Pages as source code:
━━━━━━━━━━

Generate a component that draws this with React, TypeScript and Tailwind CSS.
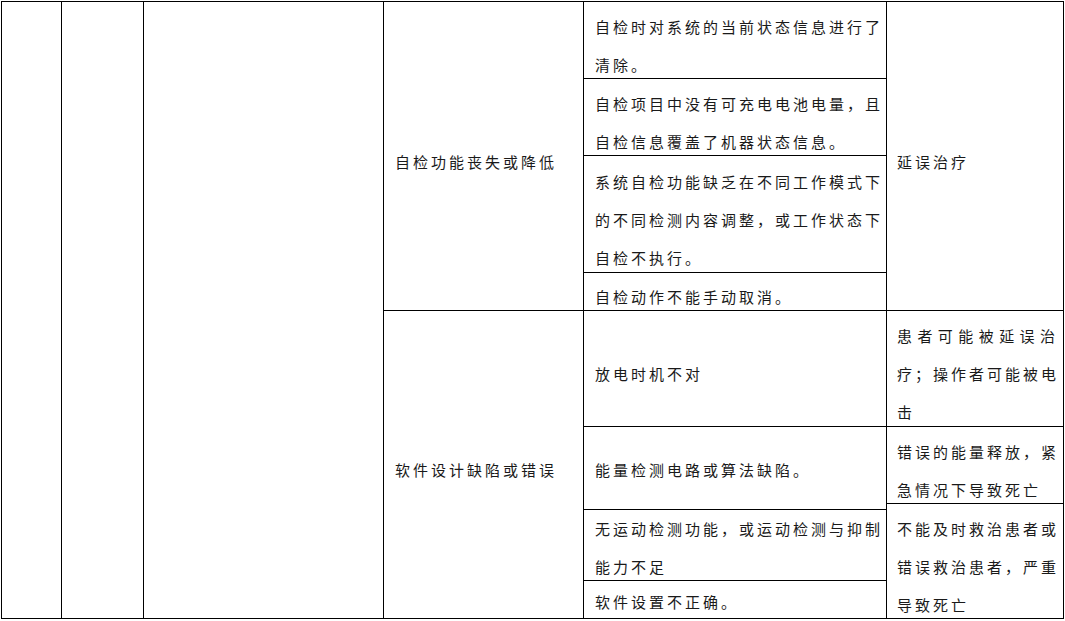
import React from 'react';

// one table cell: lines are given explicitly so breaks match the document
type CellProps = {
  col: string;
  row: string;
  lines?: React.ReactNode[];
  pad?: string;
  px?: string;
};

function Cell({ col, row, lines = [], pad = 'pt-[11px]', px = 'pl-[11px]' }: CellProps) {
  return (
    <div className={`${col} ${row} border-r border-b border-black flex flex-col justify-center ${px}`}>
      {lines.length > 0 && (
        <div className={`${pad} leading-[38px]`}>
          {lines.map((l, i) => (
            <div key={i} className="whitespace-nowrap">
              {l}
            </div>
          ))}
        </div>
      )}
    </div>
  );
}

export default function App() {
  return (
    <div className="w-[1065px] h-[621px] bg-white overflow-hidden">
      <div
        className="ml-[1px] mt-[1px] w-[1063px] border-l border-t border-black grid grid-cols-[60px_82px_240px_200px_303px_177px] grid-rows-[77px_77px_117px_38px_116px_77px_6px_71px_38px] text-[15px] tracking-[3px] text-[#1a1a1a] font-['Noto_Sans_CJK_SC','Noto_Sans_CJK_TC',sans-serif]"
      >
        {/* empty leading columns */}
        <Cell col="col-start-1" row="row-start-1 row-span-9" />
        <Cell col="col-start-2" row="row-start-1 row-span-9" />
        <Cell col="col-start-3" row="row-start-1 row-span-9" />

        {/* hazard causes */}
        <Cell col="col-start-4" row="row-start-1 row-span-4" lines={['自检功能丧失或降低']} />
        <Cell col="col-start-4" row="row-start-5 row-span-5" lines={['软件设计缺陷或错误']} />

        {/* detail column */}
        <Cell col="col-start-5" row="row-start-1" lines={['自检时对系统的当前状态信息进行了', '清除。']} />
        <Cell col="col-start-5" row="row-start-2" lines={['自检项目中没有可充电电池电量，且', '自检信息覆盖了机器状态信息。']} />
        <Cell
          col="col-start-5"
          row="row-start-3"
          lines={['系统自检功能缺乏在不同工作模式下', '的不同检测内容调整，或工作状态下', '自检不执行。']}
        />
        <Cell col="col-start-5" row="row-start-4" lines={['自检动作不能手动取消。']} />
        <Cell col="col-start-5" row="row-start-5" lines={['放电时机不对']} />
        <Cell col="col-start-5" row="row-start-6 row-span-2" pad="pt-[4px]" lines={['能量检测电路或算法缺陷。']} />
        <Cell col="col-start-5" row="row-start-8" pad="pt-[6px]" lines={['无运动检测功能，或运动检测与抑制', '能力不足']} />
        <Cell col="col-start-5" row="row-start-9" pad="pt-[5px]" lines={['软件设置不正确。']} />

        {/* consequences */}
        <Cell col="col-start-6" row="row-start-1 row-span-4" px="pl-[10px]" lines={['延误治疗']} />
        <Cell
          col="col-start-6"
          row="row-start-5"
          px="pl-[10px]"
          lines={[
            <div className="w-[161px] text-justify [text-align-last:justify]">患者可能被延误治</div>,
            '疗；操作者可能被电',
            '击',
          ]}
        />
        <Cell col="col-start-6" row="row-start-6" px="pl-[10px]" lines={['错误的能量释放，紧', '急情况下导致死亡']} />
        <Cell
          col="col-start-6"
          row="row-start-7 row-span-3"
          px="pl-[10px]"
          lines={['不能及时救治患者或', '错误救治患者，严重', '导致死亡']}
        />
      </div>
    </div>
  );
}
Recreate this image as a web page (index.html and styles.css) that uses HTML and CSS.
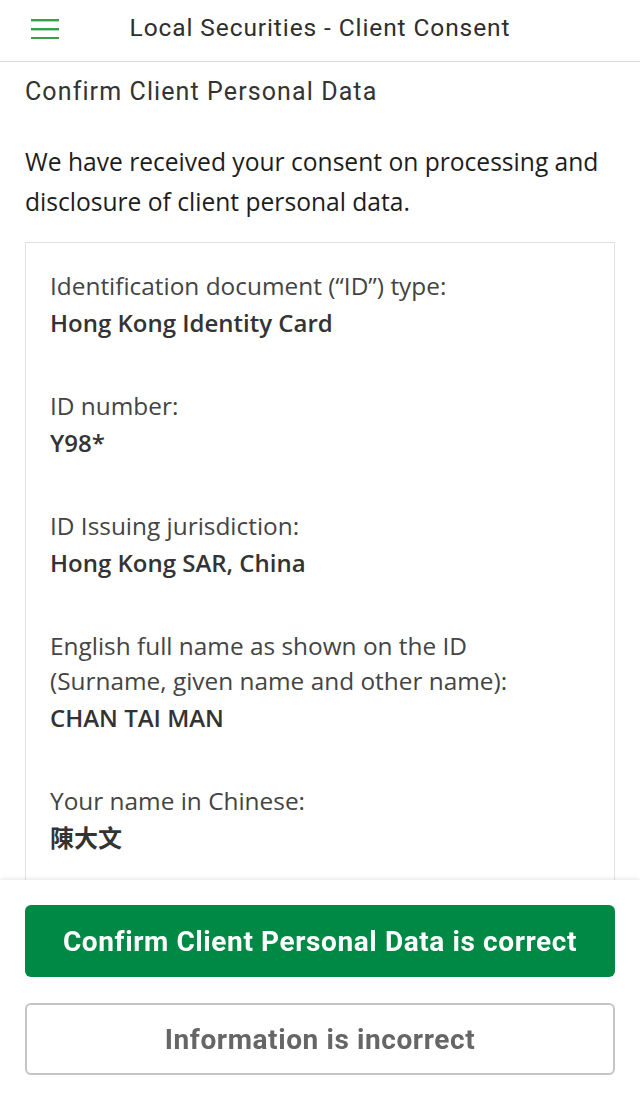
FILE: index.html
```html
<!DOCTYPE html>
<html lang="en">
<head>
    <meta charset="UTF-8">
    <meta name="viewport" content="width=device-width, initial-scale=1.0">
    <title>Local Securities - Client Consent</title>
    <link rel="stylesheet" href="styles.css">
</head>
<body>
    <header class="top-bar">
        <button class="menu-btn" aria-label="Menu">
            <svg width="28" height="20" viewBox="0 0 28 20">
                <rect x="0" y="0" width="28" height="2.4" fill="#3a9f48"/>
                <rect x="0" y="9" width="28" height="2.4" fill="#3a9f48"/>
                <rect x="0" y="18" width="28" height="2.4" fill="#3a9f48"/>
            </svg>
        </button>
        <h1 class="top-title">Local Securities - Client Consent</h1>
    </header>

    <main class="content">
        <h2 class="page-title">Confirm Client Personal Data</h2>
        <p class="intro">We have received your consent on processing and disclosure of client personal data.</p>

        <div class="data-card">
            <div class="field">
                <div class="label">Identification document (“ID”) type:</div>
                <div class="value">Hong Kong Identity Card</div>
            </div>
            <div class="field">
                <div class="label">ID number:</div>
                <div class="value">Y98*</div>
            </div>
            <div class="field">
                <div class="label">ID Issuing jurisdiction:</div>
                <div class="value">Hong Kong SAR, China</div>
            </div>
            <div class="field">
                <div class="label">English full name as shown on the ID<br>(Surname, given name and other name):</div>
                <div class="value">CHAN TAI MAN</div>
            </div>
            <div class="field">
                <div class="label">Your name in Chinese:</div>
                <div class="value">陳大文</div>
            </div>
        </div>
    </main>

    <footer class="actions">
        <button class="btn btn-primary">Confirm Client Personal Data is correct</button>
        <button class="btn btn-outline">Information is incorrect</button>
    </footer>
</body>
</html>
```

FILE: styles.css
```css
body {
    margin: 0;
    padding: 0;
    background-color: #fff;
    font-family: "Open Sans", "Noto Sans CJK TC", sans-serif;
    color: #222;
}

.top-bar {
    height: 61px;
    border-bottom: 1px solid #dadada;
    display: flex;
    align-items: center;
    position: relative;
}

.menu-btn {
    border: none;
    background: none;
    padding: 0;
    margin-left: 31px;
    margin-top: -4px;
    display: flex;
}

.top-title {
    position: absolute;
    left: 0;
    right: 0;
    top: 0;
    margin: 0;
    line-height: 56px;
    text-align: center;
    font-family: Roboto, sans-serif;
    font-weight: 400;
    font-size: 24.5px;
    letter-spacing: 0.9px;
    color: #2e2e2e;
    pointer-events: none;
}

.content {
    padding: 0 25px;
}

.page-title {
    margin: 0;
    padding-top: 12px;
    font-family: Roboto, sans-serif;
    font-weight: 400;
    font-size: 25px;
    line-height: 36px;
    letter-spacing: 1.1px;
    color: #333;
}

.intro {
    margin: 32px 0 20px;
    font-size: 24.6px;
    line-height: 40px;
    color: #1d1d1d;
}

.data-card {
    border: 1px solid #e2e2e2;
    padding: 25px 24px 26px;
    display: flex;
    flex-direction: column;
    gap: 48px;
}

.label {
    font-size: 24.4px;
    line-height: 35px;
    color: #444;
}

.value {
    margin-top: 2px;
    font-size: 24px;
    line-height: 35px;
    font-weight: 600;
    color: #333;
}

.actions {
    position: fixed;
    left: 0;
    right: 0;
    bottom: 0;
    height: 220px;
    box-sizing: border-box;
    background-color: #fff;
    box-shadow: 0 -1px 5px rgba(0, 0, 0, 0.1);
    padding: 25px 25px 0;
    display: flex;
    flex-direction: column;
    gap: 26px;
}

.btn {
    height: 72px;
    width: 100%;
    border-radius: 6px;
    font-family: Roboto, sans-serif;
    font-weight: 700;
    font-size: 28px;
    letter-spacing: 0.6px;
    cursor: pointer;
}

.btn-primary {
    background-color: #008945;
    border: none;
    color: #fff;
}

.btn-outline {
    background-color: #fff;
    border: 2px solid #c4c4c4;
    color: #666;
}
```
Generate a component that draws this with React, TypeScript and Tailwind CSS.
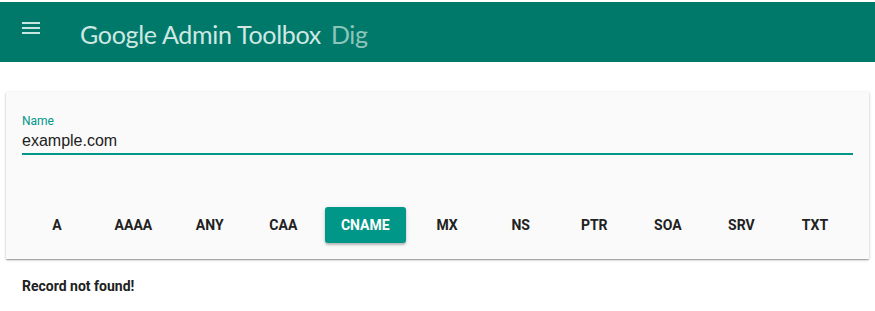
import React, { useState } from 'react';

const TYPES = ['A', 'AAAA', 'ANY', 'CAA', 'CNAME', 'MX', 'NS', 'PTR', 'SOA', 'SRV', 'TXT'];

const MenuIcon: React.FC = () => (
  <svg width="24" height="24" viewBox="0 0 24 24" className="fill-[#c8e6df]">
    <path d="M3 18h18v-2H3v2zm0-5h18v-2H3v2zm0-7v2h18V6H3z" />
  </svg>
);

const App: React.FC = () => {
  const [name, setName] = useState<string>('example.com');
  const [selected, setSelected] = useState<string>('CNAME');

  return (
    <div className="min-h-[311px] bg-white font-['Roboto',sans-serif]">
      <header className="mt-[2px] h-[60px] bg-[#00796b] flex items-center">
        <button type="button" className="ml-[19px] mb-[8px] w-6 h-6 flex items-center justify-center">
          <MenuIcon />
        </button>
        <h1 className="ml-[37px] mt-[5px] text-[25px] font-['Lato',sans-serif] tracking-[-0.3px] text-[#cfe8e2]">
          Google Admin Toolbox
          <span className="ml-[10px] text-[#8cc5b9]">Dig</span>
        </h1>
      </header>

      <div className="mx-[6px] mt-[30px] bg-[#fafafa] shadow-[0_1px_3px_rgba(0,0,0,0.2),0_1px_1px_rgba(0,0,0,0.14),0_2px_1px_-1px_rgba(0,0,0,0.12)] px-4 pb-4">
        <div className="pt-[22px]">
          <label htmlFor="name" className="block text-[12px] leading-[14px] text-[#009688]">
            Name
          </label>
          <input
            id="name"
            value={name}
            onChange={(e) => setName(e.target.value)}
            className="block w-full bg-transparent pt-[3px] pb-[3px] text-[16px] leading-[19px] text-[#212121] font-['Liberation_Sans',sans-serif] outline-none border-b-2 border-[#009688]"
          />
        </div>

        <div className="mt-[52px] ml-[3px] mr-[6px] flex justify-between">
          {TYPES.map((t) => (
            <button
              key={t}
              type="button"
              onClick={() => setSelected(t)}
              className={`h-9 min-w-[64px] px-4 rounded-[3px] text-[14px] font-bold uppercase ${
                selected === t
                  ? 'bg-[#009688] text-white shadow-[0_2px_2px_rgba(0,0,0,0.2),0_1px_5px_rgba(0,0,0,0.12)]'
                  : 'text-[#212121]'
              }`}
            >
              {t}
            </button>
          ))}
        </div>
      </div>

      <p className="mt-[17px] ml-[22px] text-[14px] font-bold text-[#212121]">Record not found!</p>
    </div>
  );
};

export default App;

━━━━━━━━━━

- THE REQUEST:
Pull out every line above that holds the word "index".

- THE RESULT:
Recreate this image as a web page (index.html and styles.css) that uses HTML and CSS.
FILE: index.html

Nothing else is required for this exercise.